= Aim of the task =
Gather up every line that includes the string "this".

= Given material =
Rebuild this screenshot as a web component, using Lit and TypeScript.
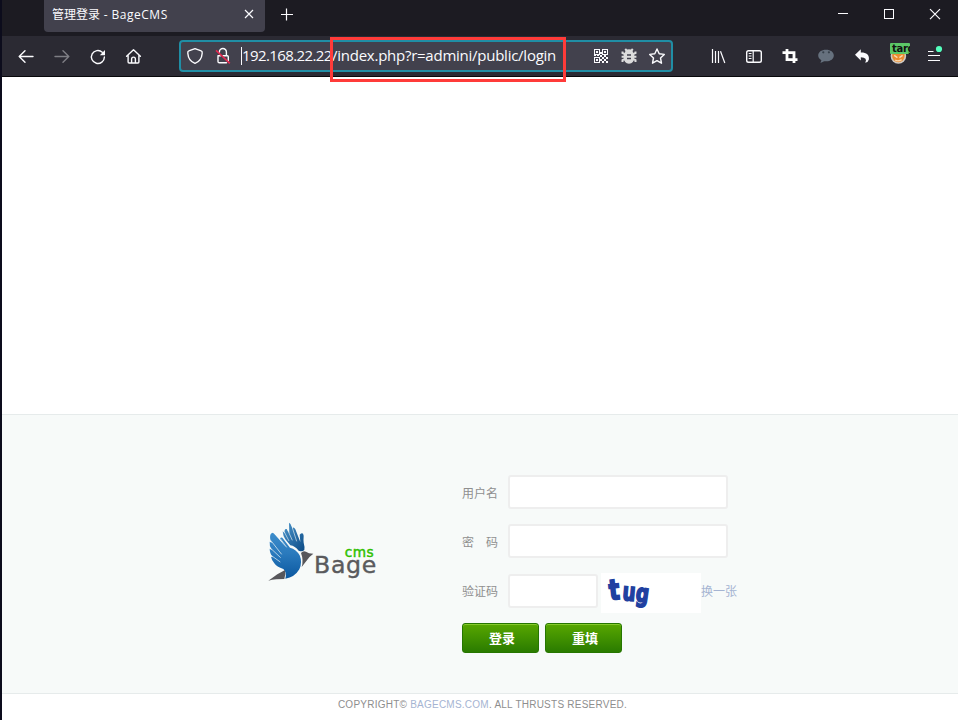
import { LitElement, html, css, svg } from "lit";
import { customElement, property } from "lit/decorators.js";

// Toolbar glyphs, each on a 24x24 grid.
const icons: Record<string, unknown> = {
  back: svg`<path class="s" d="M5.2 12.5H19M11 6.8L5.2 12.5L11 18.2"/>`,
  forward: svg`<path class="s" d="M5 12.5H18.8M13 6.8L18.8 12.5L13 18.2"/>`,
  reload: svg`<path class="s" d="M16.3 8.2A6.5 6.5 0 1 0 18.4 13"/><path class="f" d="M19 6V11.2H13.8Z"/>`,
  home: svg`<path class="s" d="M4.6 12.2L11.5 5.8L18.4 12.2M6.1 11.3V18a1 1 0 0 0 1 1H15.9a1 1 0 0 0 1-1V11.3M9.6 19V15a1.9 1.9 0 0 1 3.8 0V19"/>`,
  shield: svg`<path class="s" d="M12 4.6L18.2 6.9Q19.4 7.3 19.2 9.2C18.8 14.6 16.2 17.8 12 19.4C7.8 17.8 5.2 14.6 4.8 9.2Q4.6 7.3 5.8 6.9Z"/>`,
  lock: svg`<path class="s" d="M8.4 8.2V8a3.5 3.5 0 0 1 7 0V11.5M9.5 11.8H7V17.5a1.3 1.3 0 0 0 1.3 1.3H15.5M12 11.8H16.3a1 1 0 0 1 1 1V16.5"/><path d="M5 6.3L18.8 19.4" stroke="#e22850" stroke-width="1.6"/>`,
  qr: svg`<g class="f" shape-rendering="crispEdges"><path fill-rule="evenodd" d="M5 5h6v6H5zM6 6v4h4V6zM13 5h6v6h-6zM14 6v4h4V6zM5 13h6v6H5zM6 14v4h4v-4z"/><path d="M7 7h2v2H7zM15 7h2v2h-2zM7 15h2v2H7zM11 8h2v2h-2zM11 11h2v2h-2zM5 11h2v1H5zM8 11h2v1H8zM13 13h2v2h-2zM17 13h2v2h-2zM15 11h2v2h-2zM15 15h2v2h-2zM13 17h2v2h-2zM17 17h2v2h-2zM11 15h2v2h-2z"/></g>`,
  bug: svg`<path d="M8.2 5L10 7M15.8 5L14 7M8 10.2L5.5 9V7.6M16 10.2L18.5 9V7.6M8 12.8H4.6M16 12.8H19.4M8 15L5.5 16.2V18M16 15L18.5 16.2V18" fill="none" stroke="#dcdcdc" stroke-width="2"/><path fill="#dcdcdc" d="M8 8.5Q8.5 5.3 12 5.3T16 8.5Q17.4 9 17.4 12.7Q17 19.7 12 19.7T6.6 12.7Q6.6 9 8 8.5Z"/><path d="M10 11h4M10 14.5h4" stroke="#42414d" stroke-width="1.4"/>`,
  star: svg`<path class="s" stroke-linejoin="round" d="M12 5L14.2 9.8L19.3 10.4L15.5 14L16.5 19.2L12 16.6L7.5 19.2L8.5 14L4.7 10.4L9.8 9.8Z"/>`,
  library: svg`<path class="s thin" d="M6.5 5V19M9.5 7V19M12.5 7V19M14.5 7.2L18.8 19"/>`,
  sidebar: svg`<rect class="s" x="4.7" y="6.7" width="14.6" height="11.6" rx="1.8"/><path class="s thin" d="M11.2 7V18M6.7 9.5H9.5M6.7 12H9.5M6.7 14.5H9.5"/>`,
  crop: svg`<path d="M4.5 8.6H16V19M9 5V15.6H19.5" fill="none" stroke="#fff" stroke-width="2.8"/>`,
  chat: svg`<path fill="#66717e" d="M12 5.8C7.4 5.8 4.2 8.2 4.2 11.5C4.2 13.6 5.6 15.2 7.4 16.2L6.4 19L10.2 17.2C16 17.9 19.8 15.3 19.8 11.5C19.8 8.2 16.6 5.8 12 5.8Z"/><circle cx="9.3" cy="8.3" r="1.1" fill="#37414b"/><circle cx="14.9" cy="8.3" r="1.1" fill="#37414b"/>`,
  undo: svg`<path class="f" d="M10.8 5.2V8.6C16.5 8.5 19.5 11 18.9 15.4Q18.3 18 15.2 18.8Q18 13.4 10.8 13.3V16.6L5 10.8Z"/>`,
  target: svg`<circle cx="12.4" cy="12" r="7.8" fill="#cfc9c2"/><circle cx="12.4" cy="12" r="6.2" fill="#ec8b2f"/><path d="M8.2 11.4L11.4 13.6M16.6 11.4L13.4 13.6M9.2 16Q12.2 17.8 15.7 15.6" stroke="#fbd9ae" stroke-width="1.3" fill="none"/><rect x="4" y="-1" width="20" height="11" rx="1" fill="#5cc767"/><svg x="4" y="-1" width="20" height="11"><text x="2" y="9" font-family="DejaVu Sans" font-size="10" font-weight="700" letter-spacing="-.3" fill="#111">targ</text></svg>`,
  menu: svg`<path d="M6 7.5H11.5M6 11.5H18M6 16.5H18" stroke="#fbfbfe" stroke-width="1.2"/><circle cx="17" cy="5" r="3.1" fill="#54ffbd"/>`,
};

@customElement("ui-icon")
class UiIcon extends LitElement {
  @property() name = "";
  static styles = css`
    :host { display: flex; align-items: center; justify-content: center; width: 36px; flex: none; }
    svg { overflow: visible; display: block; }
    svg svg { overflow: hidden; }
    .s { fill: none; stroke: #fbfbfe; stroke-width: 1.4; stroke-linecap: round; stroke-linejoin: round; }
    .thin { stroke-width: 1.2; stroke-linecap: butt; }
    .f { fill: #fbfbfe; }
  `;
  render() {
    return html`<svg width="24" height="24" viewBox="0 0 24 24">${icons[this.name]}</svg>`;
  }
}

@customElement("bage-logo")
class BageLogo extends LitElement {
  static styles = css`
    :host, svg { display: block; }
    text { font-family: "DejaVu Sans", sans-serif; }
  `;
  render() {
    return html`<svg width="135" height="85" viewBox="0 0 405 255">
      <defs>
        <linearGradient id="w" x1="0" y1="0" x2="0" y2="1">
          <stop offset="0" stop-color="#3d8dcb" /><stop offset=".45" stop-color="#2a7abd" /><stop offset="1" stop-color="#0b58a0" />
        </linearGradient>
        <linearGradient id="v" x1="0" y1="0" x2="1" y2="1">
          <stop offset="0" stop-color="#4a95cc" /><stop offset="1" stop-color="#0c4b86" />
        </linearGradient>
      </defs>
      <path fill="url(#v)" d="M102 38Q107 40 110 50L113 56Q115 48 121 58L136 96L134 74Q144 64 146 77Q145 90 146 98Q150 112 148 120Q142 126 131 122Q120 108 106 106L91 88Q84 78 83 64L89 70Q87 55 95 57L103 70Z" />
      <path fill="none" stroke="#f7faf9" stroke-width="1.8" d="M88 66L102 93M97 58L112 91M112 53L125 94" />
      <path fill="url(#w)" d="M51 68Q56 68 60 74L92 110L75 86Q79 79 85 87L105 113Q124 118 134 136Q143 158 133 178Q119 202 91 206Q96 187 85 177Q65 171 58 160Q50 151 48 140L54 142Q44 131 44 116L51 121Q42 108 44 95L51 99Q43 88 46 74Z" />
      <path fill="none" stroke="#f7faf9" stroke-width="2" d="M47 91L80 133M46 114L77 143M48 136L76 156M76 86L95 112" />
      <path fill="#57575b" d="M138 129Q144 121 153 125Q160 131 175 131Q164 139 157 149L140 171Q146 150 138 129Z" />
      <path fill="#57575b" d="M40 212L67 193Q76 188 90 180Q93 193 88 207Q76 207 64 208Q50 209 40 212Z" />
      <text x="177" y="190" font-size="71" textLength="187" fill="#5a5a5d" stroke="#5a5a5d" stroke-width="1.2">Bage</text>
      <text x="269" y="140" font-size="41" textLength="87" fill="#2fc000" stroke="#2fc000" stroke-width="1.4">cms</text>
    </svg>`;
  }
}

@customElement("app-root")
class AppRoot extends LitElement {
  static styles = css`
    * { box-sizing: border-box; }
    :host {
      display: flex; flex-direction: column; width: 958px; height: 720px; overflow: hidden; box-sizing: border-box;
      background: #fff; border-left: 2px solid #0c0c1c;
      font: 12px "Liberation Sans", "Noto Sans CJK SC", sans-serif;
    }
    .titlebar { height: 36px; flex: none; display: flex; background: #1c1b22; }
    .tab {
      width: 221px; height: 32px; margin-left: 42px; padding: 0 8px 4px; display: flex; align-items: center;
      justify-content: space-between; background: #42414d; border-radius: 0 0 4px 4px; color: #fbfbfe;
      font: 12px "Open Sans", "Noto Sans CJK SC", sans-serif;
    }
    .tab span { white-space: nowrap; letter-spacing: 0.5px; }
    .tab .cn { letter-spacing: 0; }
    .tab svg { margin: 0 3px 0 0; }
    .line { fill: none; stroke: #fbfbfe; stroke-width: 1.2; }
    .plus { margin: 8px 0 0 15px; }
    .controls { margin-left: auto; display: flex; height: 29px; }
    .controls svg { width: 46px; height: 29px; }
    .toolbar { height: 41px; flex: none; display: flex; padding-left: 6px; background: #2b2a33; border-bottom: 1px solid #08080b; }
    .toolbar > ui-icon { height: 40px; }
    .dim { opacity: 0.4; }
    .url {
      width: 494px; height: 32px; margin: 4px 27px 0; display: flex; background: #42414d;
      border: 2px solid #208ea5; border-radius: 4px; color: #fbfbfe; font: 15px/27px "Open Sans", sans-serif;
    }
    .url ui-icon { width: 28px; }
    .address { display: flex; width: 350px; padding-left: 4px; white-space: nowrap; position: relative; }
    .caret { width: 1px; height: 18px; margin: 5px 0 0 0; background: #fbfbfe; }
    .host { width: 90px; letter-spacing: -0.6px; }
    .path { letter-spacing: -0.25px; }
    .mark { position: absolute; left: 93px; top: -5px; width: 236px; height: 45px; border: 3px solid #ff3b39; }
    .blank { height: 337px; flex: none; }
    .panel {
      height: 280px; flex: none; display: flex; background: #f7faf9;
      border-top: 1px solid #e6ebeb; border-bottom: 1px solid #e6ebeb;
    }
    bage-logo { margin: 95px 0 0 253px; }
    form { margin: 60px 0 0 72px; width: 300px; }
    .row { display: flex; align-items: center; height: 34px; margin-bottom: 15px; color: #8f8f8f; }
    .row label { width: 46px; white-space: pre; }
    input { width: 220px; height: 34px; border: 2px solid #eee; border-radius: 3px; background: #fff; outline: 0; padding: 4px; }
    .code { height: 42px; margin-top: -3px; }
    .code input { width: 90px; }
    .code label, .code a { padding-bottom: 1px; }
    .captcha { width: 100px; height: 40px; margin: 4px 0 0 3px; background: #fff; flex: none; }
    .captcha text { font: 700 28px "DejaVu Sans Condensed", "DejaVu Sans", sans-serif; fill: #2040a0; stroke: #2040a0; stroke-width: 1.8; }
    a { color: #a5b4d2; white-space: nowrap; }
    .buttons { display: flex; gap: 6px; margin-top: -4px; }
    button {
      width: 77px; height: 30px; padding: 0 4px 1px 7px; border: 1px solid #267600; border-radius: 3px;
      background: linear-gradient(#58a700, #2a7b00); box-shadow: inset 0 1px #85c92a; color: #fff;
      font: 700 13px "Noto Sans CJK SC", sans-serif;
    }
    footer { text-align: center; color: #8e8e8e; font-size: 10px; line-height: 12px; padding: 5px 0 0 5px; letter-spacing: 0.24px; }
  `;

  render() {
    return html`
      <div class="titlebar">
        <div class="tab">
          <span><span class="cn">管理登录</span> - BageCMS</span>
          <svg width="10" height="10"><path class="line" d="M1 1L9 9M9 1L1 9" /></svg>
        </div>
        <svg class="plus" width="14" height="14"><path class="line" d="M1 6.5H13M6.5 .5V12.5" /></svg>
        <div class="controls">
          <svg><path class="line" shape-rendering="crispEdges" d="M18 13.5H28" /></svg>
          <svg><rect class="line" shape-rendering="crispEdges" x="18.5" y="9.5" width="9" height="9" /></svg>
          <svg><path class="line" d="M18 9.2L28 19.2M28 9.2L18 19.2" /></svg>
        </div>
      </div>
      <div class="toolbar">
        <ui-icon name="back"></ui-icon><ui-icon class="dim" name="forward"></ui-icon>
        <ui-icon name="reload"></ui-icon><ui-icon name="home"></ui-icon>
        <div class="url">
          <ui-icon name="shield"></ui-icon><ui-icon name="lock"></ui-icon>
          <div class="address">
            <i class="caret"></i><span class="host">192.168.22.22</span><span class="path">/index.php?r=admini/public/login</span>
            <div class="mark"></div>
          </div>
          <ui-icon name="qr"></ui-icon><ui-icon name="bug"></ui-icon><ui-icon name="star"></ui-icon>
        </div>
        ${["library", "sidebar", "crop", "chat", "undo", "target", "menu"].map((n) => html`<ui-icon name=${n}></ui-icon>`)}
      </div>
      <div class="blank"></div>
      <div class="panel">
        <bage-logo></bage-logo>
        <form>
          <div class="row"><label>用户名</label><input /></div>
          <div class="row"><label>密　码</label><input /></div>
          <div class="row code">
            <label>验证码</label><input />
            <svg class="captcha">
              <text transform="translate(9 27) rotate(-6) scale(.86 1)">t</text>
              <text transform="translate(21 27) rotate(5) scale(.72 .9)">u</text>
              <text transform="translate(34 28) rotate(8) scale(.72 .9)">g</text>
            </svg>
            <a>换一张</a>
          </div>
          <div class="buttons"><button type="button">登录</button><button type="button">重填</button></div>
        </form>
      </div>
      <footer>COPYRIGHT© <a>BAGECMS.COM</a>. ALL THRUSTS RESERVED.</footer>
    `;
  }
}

= Result of the task =
Rebuild this screenshot as a web component, using Lit and TypeScript.
    return html`<svg width="24" height="24" viewBox="0 0 24 24">${icons[this.name]}</svg>`;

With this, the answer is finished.